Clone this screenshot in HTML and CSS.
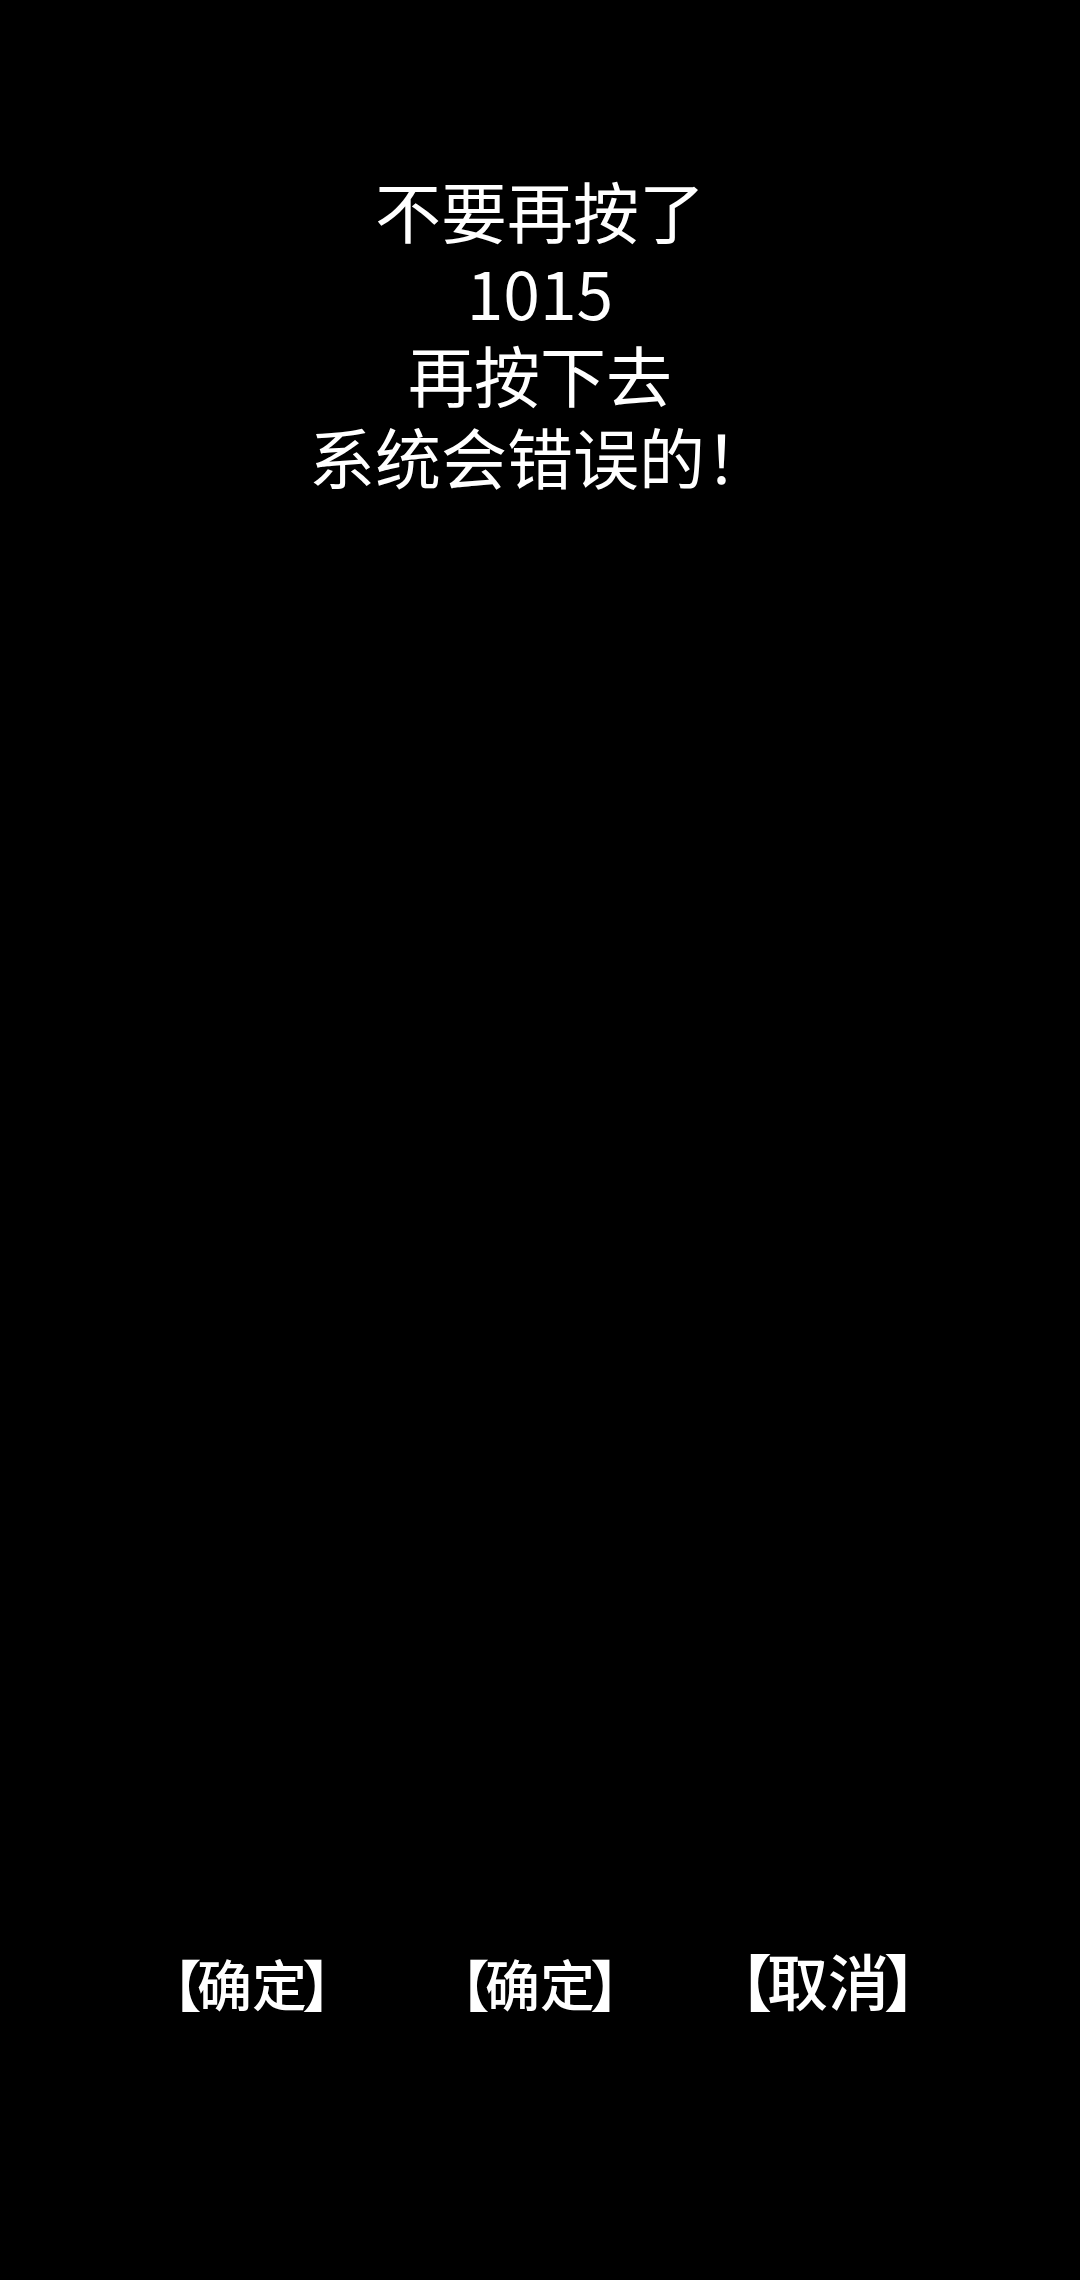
FILE: index.html
```html
<!DOCTYPE html>
<html lang="zh-CN">
<head>
<meta charset="utf-8">
<title>不要再按了</title>
<link rel="stylesheet" href="styles.css">
</head>
<body>
<main class="screen">
  <section class="message">
    <p class="line">不要再按了</p>
    <p class="line">1015</p>
    <p class="line">再按下去</p>
    <p class="line">系统会错误的！</p>
  </section>
  <nav class="actions">
    <span class="btn"><span class="br br-l">【</span>确定<span class="br br-r">】</span></span>
    <span class="btn"><span class="br br-l">【</span>确定<span class="br br-r">】</span></span>
    <span class="btn btn-cancel"><span class="br br-l">【</span>取消<span class="br br-r">】</span></span>
  </nav>
</main>
</body>
</html>
```

FILE: styles.css
```css
html, body {
  margin: 0;
  padding: 0;
  background: #000;
}

.screen {
  width: 1080px;
  height: 2280px;
  background: #000;
  color: #fff;
  font-family: "Noto Sans CJK SC", "Noto Sans", sans-serif;
  overflow: hidden;
}

.message {
  padding-top: 168px;
  text-align: center;
}

.line {
  margin: 0;
  font-size: 66px;
  line-height: 82px;
  font-weight: 400;
}

.actions {
  margin-top: 1444px;
  display: flex;
  justify-content: center;
  align-items: baseline;
}

.btn {
  width: 288px;
  text-align: center;
  font-size: 55px;
  line-height: 80px;
  font-weight: 500;
}

.btn-cancel {
  font-size: 61px;
}

.br {
  font-weight: 900;
}

.br-l {
  margin-right: -0.08em;
}

.br-r {
  margin-left: -0.08em;
}
```
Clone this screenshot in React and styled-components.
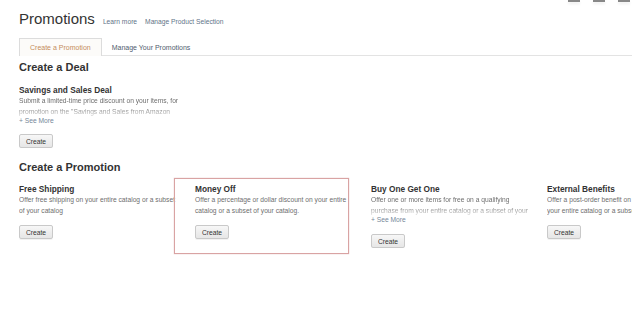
import React from "react";
import styled, { createGlobalStyle } from "styled-components";

const GlobalStyle = createGlobalStyle`
  html, body {
    margin: 0;
    padding: 0;
    background: #fff;
  }
  body {
    font-family: "Liberation Sans", Arial, sans-serif;
    color: #333;
  }
`;

const Page = styled.div`
  width: 632px;
  height: 323px;
  overflow: hidden;
  padding-left: 19px;
  box-sizing: border-box;
`;

const Header = styled.div`
  display: flex;
  align-items: baseline;
  gap: 8px;
  padding-top: 10px;
  height: 29px;
  box-sizing: border-box;
`;

const Title = styled.h1`
  margin: 0;
  font-size: 15px;
  font-weight: normal;
  color: #333;
  line-height: 18px;
`;

const HeaderLink = styled.a`
  font-size: 6.7px;
  color: #5f7488;
  text-decoration: none;
`;

const WindowControls = styled.div`
  margin-left: auto;
  margin-right: 2px;
  align-self: flex-start;
  margin-top: -10px;
  display: flex;
  gap: 13px;
`;

const Control = styled.span`
  width: 12px;
  height: 2px;
  background: #888;
  box-shadow: 0 2px 3px rgba(0, 0, 0, 0.08);
`;

const Tabs = styled.div`
  display: flex;
  align-items: flex-end;
  margin-top: 9px;
  border-bottom: 1px solid #e3e3e3;
  height: 17px;
`;

const Tab = styled.div`
  box-sizing: border-box;
  display: flex;
  align-items: center;
  padding: 0 ${(p) => (p.$active ? "10px" : "9px")};
  font-size: 7px;
  color: ${(p) => (p.$active ? "#c58d5c" : "#4f5d6e")};
  background: ${(p) => (p.$active ? "#fcfbf9" : "transparent")};
  border: 1px solid ${(p) => (p.$active ? "#dcdcdc" : "transparent")};
  border-bottom: none;
  margin-bottom: ${(p) => (p.$active ? "-1px" : "0")};
  height: ${(p) => (p.$active ? "18px" : "17px")};
`;

const Section = styled.section`
  margin-top: ${(p) => p.$top || "6px"};
`;

const SectionTitle = styled.h2`
  margin: 0;
  font-size: 11px;
  font-weight: bold;
  color: #333;
  line-height: 13px;
`;

const Grid = styled.div`
  display: grid;
  grid-template-columns: repeat(4, 176px);
  margin-top: ${(p) => p.$gap || "10px"};
`;

const Offer = styled.div`
  position: relative;
  overflow: ${(p) => (p.$highlight ? "visible" : "hidden")};
  ${(p) =>
    p.$highlight &&
    `
    &::before {
      content: "";
      position: absolute;
      left: -21px;
      top: -6px;
      width: 173px;
      height: 74px;
      border: 1px solid #d9a3a3;
      box-shadow: 0 0 1px rgba(190, 110, 110, 0.5);
      pointer-events: none;
    }
  `}
`;

const OfferTitle = styled.h3`
  margin: 0;
  font-size: 8.3px;
  font-weight: bold;
  color: #333;
  line-height: 10px;
`;

const Desc = styled.div`
  margin-top: 1px;
  font-size: 6.7px;
  line-height: 10.5px;
  color: #6e6e6e;
  ${(p) =>
    p.$fade &&
    `
    -webkit-mask-image: linear-gradient(to bottom, #000 50%, rgba(0,0,0,0.2) 100%);
    mask-image: linear-gradient(to bottom, #000 50%, rgba(0,0,0,0.2) 100%);
  `}
`;

const Line = styled.div`
  white-space: nowrap;
`;

const SeeMore = styled.a`
  display: block;
  margin-top: -1px;
  font-size: 6.7px;
  line-height: 9px;
  color: #76889a;
  text-decoration: none;
`;

const Button = styled.button`
  display: block;
  margin-top: ${(p) => p.$top || "9px"};
  height: 14px;
  padding: 0 6px;
  font-family: inherit;
  font-size: 6.7px;
  color: #333;
  background: linear-gradient(#f7f7f7, #e6e6e6);
  border: 1px solid #c9c9c9;
  border-radius: 2px;
  box-shadow: 0 1px 0 rgba(0, 0, 0, 0.05);
`;

const promotions = [
  {
    title: "Free Shipping",
    lines: ["Offer free shipping on your entire catalog or a subset", "of your catalog"],
  },
  {
    title: "Money Off",
    lines: ["Offer a percentage or dollar discount on your entire", "catalog or a subset of your catalog."],
    highlight: true,
  },
  {
    title: "Buy One Get One",
    lines: ["Offer one or more items for free on a qualifying", "purchase from your entire catalog or a subset of your"],
    more: true,
  },
  {
    title: "External Benefits",
    lines: ["Offer a post-order benefit on", "your entire catalog or a subset"],
  },
];

const OfferCard = ({ offer }) => (
  <Offer $highlight={offer.highlight}>
    <OfferTitle>{offer.title}</OfferTitle>
    <Desc $fade={offer.more}>
      {offer.lines.map((l) => (
        <Line key={l}>{l}</Line>
      ))}
    </Desc>
    {offer.more && <SeeMore>+ See More</SeeMore>}
    <Button $top={offer.more ? "10px" : "9px"}>Create</Button>
  </Offer>
);

export default function App() {
  return (
    <Page>
      <GlobalStyle />
      <Header>
        <Title>Promotions</Title>
        <HeaderLink>Learn more</HeaderLink>
        <HeaderLink>Manage Product Selection</HeaderLink>
        <WindowControls>
          <Control />
          <Control />
          <Control />
        </WindowControls>
      </Header>
      <Tabs>
        <Tab $active>Create a Promotion</Tab>
        <Tab>Manage Your Promotions</Tab>
      </Tabs>

      <Section $top="5px">
        <SectionTitle>Create a Deal</SectionTitle>
        <Grid $gap="11px">
          <Offer>
            <OfferTitle>Savings and Sales Deal</OfferTitle>
            <Desc $fade>
              <Line>Submit a limited-time price discount on your items, for</Line>
              <Line>promotion on the "Savings and Sales from Amazon</Line>
            </Desc>
            <SeeMore>+ See More</SeeMore>
            <Button $top="9px">Create</Button>
          </Offer>
        </Grid>
      </Section>

      <Section $top="13px">
        <SectionTitle>Create a Promotion</SectionTitle>
        <Grid $gap="10px">
          {promotions.map((o) => (
            <OfferCard key={o.title} offer={o} />
          ))}
        </Grid>
      </Section>
    </Page>
  );
}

=-=-=

● **BRIEF**
Reproduce the material word for word. Any pictures should be left out of the copy.

● **TASK OUTPUT**
Clone this screenshot in HTML and CSS.
FILE: index.html
```html
<!DOCTYPE html>
<html lang="zh-CN">
<head>
<meta charset="utf-8">
<title>不要再按了</title>
<link rel="stylesheet" href="styles.css">
</head>
<body>
<main class="screen">
  <section class="message">
    <p class="line">不要再按了</p>
    <p class="line">1015</p>
    <p class="line">再按下去</p>
    <p class="line">系统会错误的！</p>
  </section>
  <nav class="actions">
    <span class="btn"><span class="br br-l">【</span>确定<span class="br br-r">】</span></span>
    <span class="btn"><span class="br br-l">【</span>确定<span class="br br-r">】</span></span>
    <span class="btn btn-cancel"><span class="br br-l">【</span>取消<span class="br br-r">】</span></span>
  </nav>
</main>
</body>
</html>
```

FILE: styles.css
```css
html, body {
  margin: 0;
  padding: 0;
  background: #000;
}

.screen {
  width: 1080px;
  height: 2280px;
  background: #000;
  color: #fff;
  font-family: "Noto Sans CJK SC", "Noto Sans", sans-serif;
  overflow: hidden;
}

.message {
  padding-top: 168px;
  text-align: center;
}

.line {
  margin: 0;
  font-size: 66px;
  line-height: 82px;
  font-weight: 400;
}

.actions {
  margin-top: 1444px;
  display: flex;
  justify-content: center;
  align-items: baseline;
}

.btn {
  width: 288px;
  text-align: center;
  font-size: 55px;
  line-height: 80px;
  font-weight: 500;
}

.btn-cancel {
  font-size: 61px;
}

.br {
  font-weight: 900;
}

.br-l {
  margin-right: -0.08em;
}

.br-r {
  margin-left: -0.08em;
}
```
Clone this screenshot in React and styled-components.
import React from "react";
import styled, { createGlobalStyle } from "styled-components";

const GlobalStyle = createGlobalStyle`
  html, body {
    margin: 0;
    padding: 0;
    background: #fff;
  }
  body {
    font-family: "Liberation Sans", Arial, sans-serif;
    color: #333;
  }
`;

const Page = styled.div`
  width: 632px;
  height: 323px;
  overflow: hidden;
  padding-left: 19px;
  box-sizing: border-box;
`;

const Header = styled.div`
  display: flex;
  align-items: baseline;
  gap: 8px;
  padding-top: 10px;
  height: 29px;
  box-sizing: border-box;
`;

const Title = styled.h1`
  margin: 0;
  font-size: 15px;
  font-weight: normal;
  color: #333;
  line-height: 18px;
`;

const HeaderLink = styled.a`
  font-size: 6.7px;
  color: #5f7488;
  text-decoration: none;
`;

const WindowControls = styled.div`
  margin-left: auto;
  margin-right: 2px;
  align-self: flex-start;
  margin-top: -10px;
  display: flex;
  gap: 13px;
`;

const Control = styled.span`
  width: 12px;
  height: 2px;
  background: #888;
  box-shadow: 0 2px 3px rgba(0, 0, 0, 0.08);
`;

const Tabs = styled.div`
  display: flex;
  align-items: flex-end;
  margin-top: 9px;
  border-bottom: 1px solid #e3e3e3;
  height: 17px;
`;

const Tab = styled.div`
  box-sizing: border-box;
  display: flex;
  align-items: center;
  padding: 0 ${(p) => (p.$active ? "10px" : "9px")};
  font-size: 7px;
  color: ${(p) => (p.$active ? "#c58d5c" : "#4f5d6e")};
  background: ${(p) => (p.$active ? "#fcfbf9" : "transparent")};
  border: 1px solid ${(p) => (p.$active ? "#dcdcdc" : "transparent")};
  border-bottom: none;
  margin-bottom: ${(p) => (p.$active ? "-1px" : "0")};
  height: ${(p) => (p.$active ? "18px" : "17px")};
`;

const Section = styled.section`
  margin-top: ${(p) => p.$top || "6px"};
`;

const SectionTitle = styled.h2`
  margin: 0;
  font-size: 11px;
  font-weight: bold;
  color: #333;
  line-height: 13px;
`;

const Grid = styled.div`
  display: grid;
  grid-template-columns: repeat(4, 176px);
  margin-top: ${(p) => p.$gap || "10px"};
`;

const Offer = styled.div`
  position: relative;
  overflow: ${(p) => (p.$highlight ? "visible" : "hidden")};
  ${(p) =>
    p.$highlight &&
    `
    &::before {
      content: "";
      position: absolute;
      left: -21px;
      top: -6px;
      width: 173px;
      height: 74px;
      border: 1px solid #d9a3a3;
      box-shadow: 0 0 1px rgba(190, 110, 110, 0.5);
      pointer-events: none;
    }
  `}
`;

const OfferTitle = styled.h3`
  margin: 0;
  font-size: 8.3px;
  font-weight: bold;
  color: #333;
  line-height: 10px;
`;

const Desc = styled.div`
  margin-top: 1px;
  font-size: 6.7px;
  line-height: 10.5px;
  color: #6e6e6e;
  ${(p) =>
    p.$fade &&
    `
    -webkit-mask-image: linear-gradient(to bottom, #000 50%, rgba(0,0,0,0.2) 100%);
    mask-image: linear-gradient(to bottom, #000 50%, rgba(0,0,0,0.2) 100%);
  `}
`;

const Line = styled.div`
  white-space: nowrap;
`;

const SeeMore = styled.a`
  display: block;
  margin-top: -1px;
  font-size: 6.7px;
  line-height: 9px;
  color: #76889a;
  text-decoration: none;
`;

const Button = styled.button`
  display: block;
  margin-top: ${(p) => p.$top || "9px"};
  height: 14px;
  padding: 0 6px;
  font-family: inherit;
  font-size: 6.7px;
  color: #333;
  background: linear-gradient(#f7f7f7, #e6e6e6);
  border: 1px solid #c9c9c9;
  border-radius: 2px;
  box-shadow: 0 1px 0 rgba(0, 0, 0, 0.05);
`;

const promotions = [
  {
    title: "Free Shipping",
    lines: ["Offer free shipping on your entire catalog or a subset", "of your catalog"],
  },
  {
    title: "Money Off",
    lines: ["Offer a percentage or dollar discount on your entire", "catalog or a subset of your catalog."],
    highlight: true,
  },
  {
    title: "Buy One Get One",
    lines: ["Offer one or more items for free on a qualifying", "purchase from your entire catalog or a subset of your"],
    more: true,
  },
  {
    title: "External Benefits",
    lines: ["Offer a post-order benefit on", "your entire catalog or a subset"],
  },
];

const OfferCard = ({ offer }) => (
  <Offer $highlight={offer.highlight}>
    <OfferTitle>{offer.title}</OfferTitle>
    <Desc $fade={offer.more}>
      {offer.lines.map((l) => (
        <Line key={l}>{l}</Line>
      ))}
    </Desc>
    {offer.more && <SeeMore>+ See More</SeeMore>}
    <Button $top={offer.more ? "10px" : "9px"}>Create</Button>
  </Offer>
);

export default function App() {
  return (
    <Page>
      <GlobalStyle />
      <Header>
        <Title>Promotions</Title>
        <HeaderLink>Learn more</HeaderLink>
        <HeaderLink>Manage Product Selection</HeaderLink>
        <WindowControls>
          <Control />
          <Control />
          <Control />
        </WindowControls>
      </Header>
      <Tabs>
        <Tab $active>Create a Promotion</Tab>
        <Tab>Manage Your Promotions</Tab>
      </Tabs>

      <Section $top="5px">
        <SectionTitle>Create a Deal</SectionTitle>
        <Grid $gap="11px">
          <Offer>
            <OfferTitle>Savings and Sales Deal</OfferTitle>
            <Desc $fade>
              <Line>Submit a limited-time price discount on your items, for</Line>
              <Line>promotion on the "Savings and Sales from Amazon</Line>
            </Desc>
            <SeeMore>+ See More</SeeMore>
            <Button $top="9px">Create</Button>
          </Offer>
        </Grid>
      </Section>

      <Section $top="13px">
        <SectionTitle>Create a Promotion</SectionTitle>
        <Grid $gap="10px">
          {promotions.map((o) => (
            <OfferCard key={o.title} offer={o} />
          ))}
        </Grid>
      </Section>
    </Page>
  );
}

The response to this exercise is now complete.